Stated exercise:
Select every line containing the word "this" from the material, and copy those lines.

Raw data:
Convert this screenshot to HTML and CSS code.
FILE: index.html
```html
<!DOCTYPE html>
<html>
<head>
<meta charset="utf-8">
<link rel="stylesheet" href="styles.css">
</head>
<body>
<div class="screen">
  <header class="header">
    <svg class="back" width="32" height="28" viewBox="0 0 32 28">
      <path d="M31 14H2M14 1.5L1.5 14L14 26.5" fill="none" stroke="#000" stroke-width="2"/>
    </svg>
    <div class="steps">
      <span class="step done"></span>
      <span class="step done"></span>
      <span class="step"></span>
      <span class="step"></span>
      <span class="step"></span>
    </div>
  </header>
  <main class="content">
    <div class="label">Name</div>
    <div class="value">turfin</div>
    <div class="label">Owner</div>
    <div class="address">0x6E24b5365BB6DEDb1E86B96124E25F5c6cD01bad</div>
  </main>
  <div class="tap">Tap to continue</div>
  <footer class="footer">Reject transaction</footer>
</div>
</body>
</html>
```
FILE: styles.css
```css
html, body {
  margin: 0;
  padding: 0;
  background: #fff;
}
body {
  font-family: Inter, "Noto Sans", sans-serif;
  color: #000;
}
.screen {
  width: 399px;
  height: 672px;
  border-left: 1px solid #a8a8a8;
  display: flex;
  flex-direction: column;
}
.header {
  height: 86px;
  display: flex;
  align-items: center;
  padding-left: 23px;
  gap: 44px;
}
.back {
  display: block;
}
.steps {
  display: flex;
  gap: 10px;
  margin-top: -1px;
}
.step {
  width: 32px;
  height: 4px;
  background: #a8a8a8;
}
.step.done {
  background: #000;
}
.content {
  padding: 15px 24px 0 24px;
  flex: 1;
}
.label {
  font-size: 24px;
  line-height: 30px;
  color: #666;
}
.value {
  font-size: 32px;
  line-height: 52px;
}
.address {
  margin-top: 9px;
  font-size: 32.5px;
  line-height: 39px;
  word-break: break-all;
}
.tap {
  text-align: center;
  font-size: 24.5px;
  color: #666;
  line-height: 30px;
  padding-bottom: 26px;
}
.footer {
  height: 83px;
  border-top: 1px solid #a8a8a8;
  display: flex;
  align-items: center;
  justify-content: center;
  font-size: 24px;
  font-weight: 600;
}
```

...

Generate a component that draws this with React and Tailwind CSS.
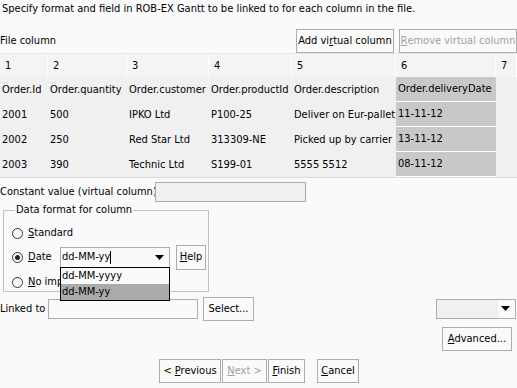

Task response:
Convert this screenshot to HTML and CSS code.
Generate a component that draws this with React and Tailwind CSS.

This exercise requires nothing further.